Chapter 7: La Lucha: The Beginnings of the Struggle, 1920-1930s
4. When were the first Mexican American murals painted?
Logan Heights during the 1920s and 1930s was in transition becoming a community of Mexican immigrants and African Americans. One of the indications of that change was the beginning of mural art.
The first Mexican-inspired murals in San Diego were done in 1934 by Jose Moya del Pino, a Spanish artist who had been commissioned by Aztec Brewery in Logan Heights to illustrate the interior of the building with scenes from Mexico. Pino was a Spanish immigrant who lived in San Francisco and who had been commissioned to paint murals there. During the 30s he was an instructor at the California School of Fine Arts.
In San Diego the Aztec Brewery was owned by Edward Baker and Harbert Jaffee who had moved the brewery equipment from their original plant in Mexicali into the building that was formerly the Savage Tire Company. The images Pino painted inside the brewery in Logan Heights included:
- a large Aztec Calendar,
- scenes from the daily lives of the Mayans and Aztecs, and
- the flora and fauna of Mexico.
In addition to the murals the brewery had a good deal of woodwork with hand-painted pre-Columbian motifs and framed art pieces depicting aspects of Aztec culture.
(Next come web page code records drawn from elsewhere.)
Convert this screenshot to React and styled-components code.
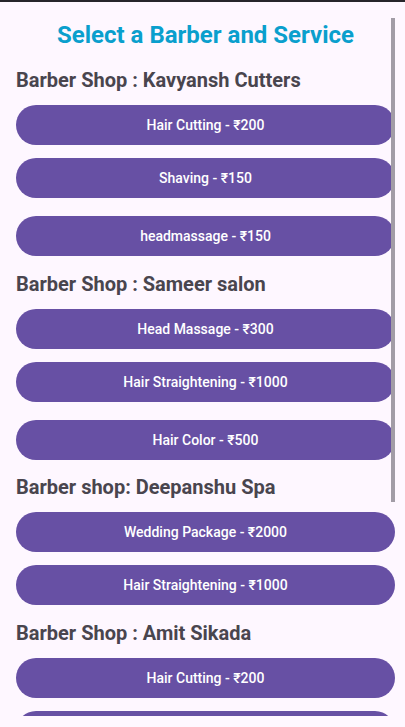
import React from "react";
import styled, { createGlobalStyle } from "styled-components";

const GlobalStyle = createGlobalStyle`
  html, body {
    margin: 0;
    padding: 0;
    background: #fef7ff;
  }
  body {
    font-family: Roboto, "Noto Sans", sans-serif;
    overflow: hidden;
  }
`;

const shops = [
  {
    name: "Barber Shop : Kavyansh Cutters",
    services: [
      { label: "Hair Cutting - ₹200" },
      { label: "Shaving - ₹150" },
      { label: "headmassage - ₹150", extra: true },
    ],
  },
  {
    name: "Barber Shop : Sameer salon",
    services: [
      { label: "Head Massage - ₹300" },
      { label: "Hair Straightening - ₹1000" },
      { label: "Hair Color - ₹500", extra: true },
    ],
  },
  {
    name: "Barber shop: Deepanshu Spa",
    tight: true,
    services: [
      { label: "Wedding Package - ₹2000" },
      { label: "Hair Straightening - ₹1000" },
    ],
  },
  {
    name: "Barber Shop : Amit Sikada",
    services: [
      { label: "Hair Cutting - ₹200" },
      { label: "Shaving - ₹150" },
    ],
  },
];

const App = () => {
  return (
    <Screen>
      <GlobalStyle />
      <StatusEdge />
      <Viewport>
        <Content>
          <Title>Select a Barber and Service</Title>
          {shops.map((shop) => (
            <Shop key={shop.name} $tight={shop.tight}>
              <ShopName>{shop.name}</ShopName>
              {shop.services.map((s, i) => (
                <ServiceButton key={i} $extra={s.extra}>
                  {s.label}
                </ServiceButton>
              ))}
            </Shop>
          ))}
        </Content>
        <ScrollThumb />
      </Viewport>
    </Screen>
  );
};

export default App;

const Screen = styled.div`
  width: 405px;
  height: 727px;
  overflow: hidden;
  background: #fef7ff;
  display: flex;
  flex-direction: column;
`;

const StatusEdge = styled.div`
  height: 2px;
  flex-shrink: 0;
  background: #27252b;
`;

const Viewport = styled.div`
  position: relative;
  height: 714px;
  flex-shrink: 0;
  overflow: hidden;
`;

const Content = styled.div`
  display: flex;
  flex-direction: column;
  padding: 0 10px 0 16px;
`;

const Title = styled.h1`
  margin: 17px 0 1px;
  font-size: 24px;
  line-height: 32px;
  font-weight: 700;
  color: #0a9fcd;
  text-align: center;
`;

const Shop = styled.section`
  display: flex;
  flex-direction: column;
  gap: 13px;
  margin-top: ${({ $tight }) => ($tight ? "14px" : "15px")};
`;

const ShopName = styled.h2`
  margin: 0 0 -1px;
  font-size: 20px;
  line-height: 26px;
  font-weight: 700;
  color: #49454e;
`;

const ServiceButton = styled.button`
  all: unset;
  box-sizing: border-box;
  height: 40px;
  flex-shrink: 0;
  border-radius: 20px;
  background: #6750a4;
  color: #ffffff;
  font-family: Roboto, "Noto Sans", sans-serif;
  font-size: 14px;
  font-weight: 500;
  display: flex;
  align-items: center;
  justify-content: center;
  margin-top: ${({ $extra }) => ($extra ? "5px" : "0")};
  cursor: pointer;
`;

const ScrollThumb = styled.div`
  position: absolute;
  top: 16px;
  left: 391px;
  width: 4px;
  height: 484px;
  background: #a29ca6;
`;
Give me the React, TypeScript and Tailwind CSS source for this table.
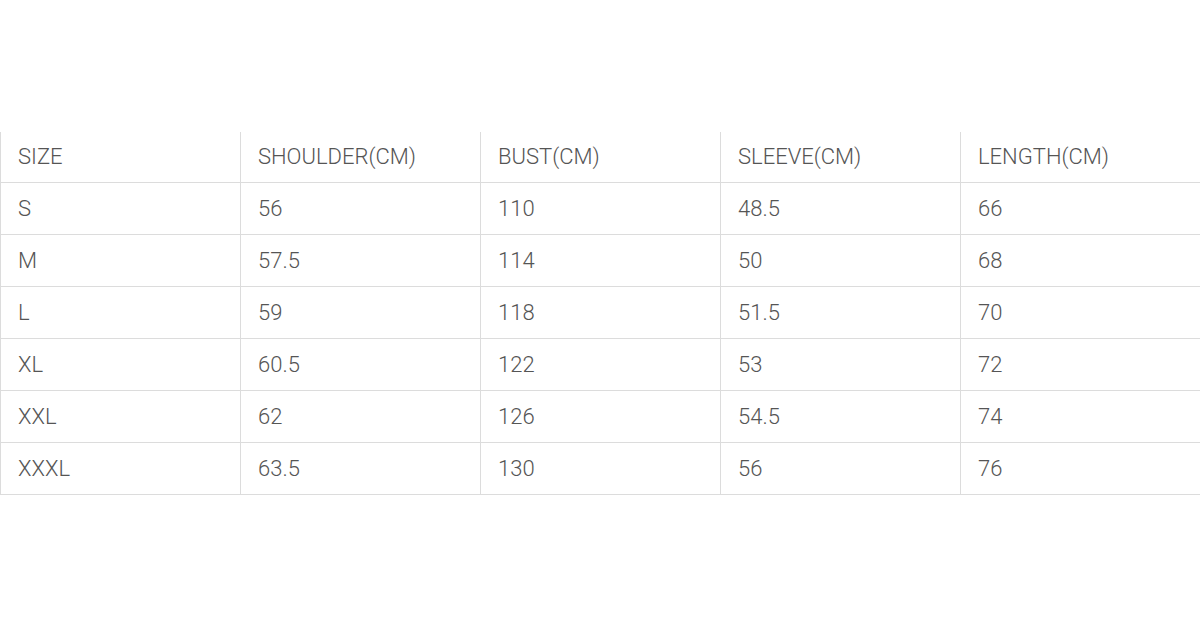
const headers = ["SIZE", "SHOULDER(CM)", "BUST(CM)", "SLEEVE(CM)", "LENGTH(CM)"];

const rows = [
  ["S", "56", "110", "48.5", "66"],
  ["M", "57.5", "114", "50", "68"],
  ["L", "59", "118", "51.5", "70"],
  ["XL", "60.5", "122", "53", "72"],
  ["XXL", "62", "126", "54.5", "74"],
  ["XXXL", "63.5", "130", "56", "76"],
];

const App = () => {
  return (
    <div className="w-[1200px] h-[628px] bg-white pt-[132px] font-['Roboto',sans-serif] text-[#555]">
      <table className="w-[1200px] table-fixed border-collapse">
        <thead>
          <tr className="border-b border-[#dcdcdc]">
            {headers.map((h) => (
              <th
                key={h}
                className="w-[240px] h-[50px] pl-[17px] text-left font-light text-[22px] border-l border-[#dcdcdc]"
              >
                {h}
              </th>
            ))}
          </tr>
        </thead>
        <tbody>
          {rows.map((r) => (
            <tr key={r[0]} className="border-b border-[#dcdcdc]">
              {r.map((c, i) => (
                <td key={i} className="h-[52px] pl-[17px] font-light text-[22px] border-l border-[#dcdcdc]">
                  {c}
                </td>
              ))}
            </tr>
          ))}
        </tbody>
      </table>
    </div>
  );
};

export default App;
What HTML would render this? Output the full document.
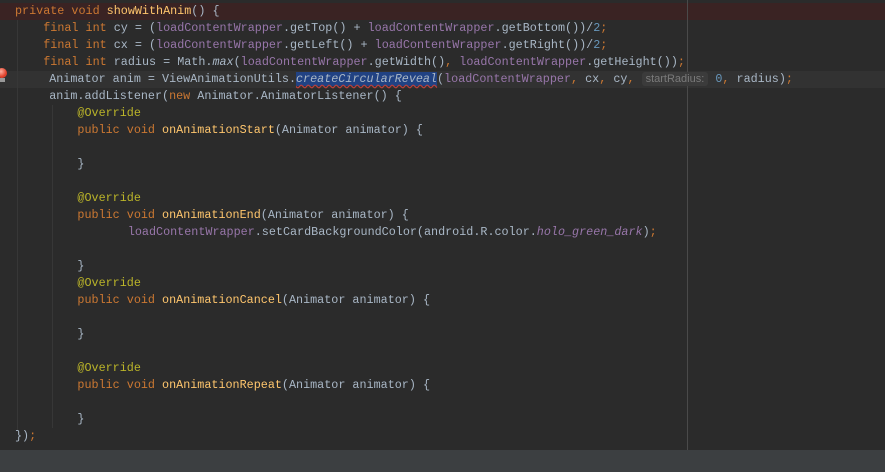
<!DOCTYPE html><html><head><style>
body{margin:0;width:885px;height:472px;background:#2b2b2b;overflow:hidden;position:relative;font-family:"Liberation Mono",monospace;font-size:11.75px;color:#a9b7c6}
.l{position:absolute;left:15px;height:17px;line-height:17px;white-space:pre;right:0}
.k{color:#cc7832}.m{color:#ffc66d}.f{color:#9876aa}.a{color:#bbb529}.n{color:#6897bb}.i{color:#9876aa;font-style:italic}
.sel{background:#214283;text-decoration:underline wavy #bc3f3c;text-underline-offset:2px}
.hint{background:#3b3b3b;color:#7a7a7a;font-family:"Liberation Sans",sans-serif;font-size:11px;padding:1px 4px;border-radius:3px}
</style></head><body>
<div style="position:absolute;left:0;top:3px;width:885px;height:17px;background:#3a2323"></div>
<div style="position:absolute;left:0;top:71px;width:885px;height:17px;background:#323232"></div>
<div style="position:absolute;left:687px;top:0;width:1px;height:450px;background:#4a4a4a"></div>
<div style="position:absolute;left:17px;top:20px;width:1px;height:410px;background:#373737"></div>
<div style="position:absolute;left:52px;top:105px;width:1px;height:323px;background:#373737"></div>
<div style="position:absolute;left:0;top:450px;width:885px;height:22px;background:#3c3f41"></div>
<div style="position:absolute;left:-3px;top:68px;width:10px;height:10px;border-radius:50%;background:radial-gradient(circle at 40% 35%,#ffb0a0,#e0402a 60%)"></div>
<div style="position:absolute;left:-1px;top:78px;width:6px;height:4px;background:#999"></div>
<div class="l" style="top:3px"><span class="k">private void </span><span class="m">showWithAnim</span>() {</div>
<div class="l" style="top:20px">    <span class="k">final int </span>cy = (<span class="f">loadContentWrapper</span>.getTop() + <span class="f">loadContentWrapper</span>.getBottom())/<span class="n">2</span><span class="k">;</span></div>
<div class="l" style="top:37px">    <span class="k">final int </span>cx = (<span class="f">loadContentWrapper</span>.getLeft() + <span class="f">loadContentWrapper</span>.getRight())/<span class="n">2</span><span class="k">;</span></div>
<div class="l" style="top:54px">    <span class="k">final int </span>radius = Math.<span style="font-style:italic">max</span>(<span class="f">loadContentWrapper</span>.getWidth()<span class="k">, </span><span class="f">loadContentWrapper</span>.getHeight())<span class="k">;</span></div>
<div class="l" style="top:71px;left:21px">    Animator anim = ViewAnimationUtils.<span class="sel" style="font-style:italic">createCircularReveal</span>(<span class="f">loadContentWrapper</span><span class="k">, </span>cx<span class="k">, </span>cy<span class="k">,</span> <span class="hint">startRadius:</span> <span class="n">0</span><span class="k">, </span>radius)<span class="k">;</span></div>
<div class="l" style="top:88px;left:21px">    anim.addListener(<span class="k">new </span>Animator.AnimatorListener() {</div>
<div class="l" style="top:105px;left:21px">        <span class="a">@Override</span></div>
<div class="l" style="top:122px;left:21px">        <span class="k">public void </span><span class="m">onAnimationStart</span>(Animator animator) {</div>
<div class="l" style="top:156px;left:21px">        }</div>
<div class="l" style="top:190px;left:21px">        <span class="a">@Override</span></div>
<div class="l" style="top:207px;left:21px">        <span class="k">public void </span><span class="m">onAnimationEnd</span>(Animator animator) {</div>
<div class="l" style="top:224px">                <span class="f">loadContentWrapper</span>.setCardBackgroundColor(android.R.color.<span class="i">holo_green_dark</span>)<span class="k">;</span></div>
<div class="l" style="top:258px;left:21px">        }</div>
<div class="l" style="top:275px;left:21px">        <span class="a">@Override</span></div>
<div class="l" style="top:292px;left:21px">        <span class="k">public void </span><span class="m">onAnimationCancel</span>(Animator animator) {</div>
<div class="l" style="top:326px;left:21px">        }</div>
<div class="l" style="top:360px;left:21px">        <span class="a">@Override</span></div>
<div class="l" style="top:377px;left:21px">        <span class="k">public void </span><span class="m">onAnimationRepeat</span>(Animator animator) {</div>
<div class="l" style="top:411px;left:21px">        }</div>
<div class="l" style="top:428px">})<span class="k">;</span></div>
</body></html>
This building with its art remained hidden in the barrio until 1989 when the city gave permission for it to be destroyed to make way for construction. Prior to its demolition some samples of the mural and artwork were stored in nearby Chuey's Restaurant where people could view them. Today no one knows where the murals are.
The Pino murals were the precursors of later murals that would adorn the concrete pillars of the Coronado bridge, the expressions of Chicano art that would be part of Chicano Park.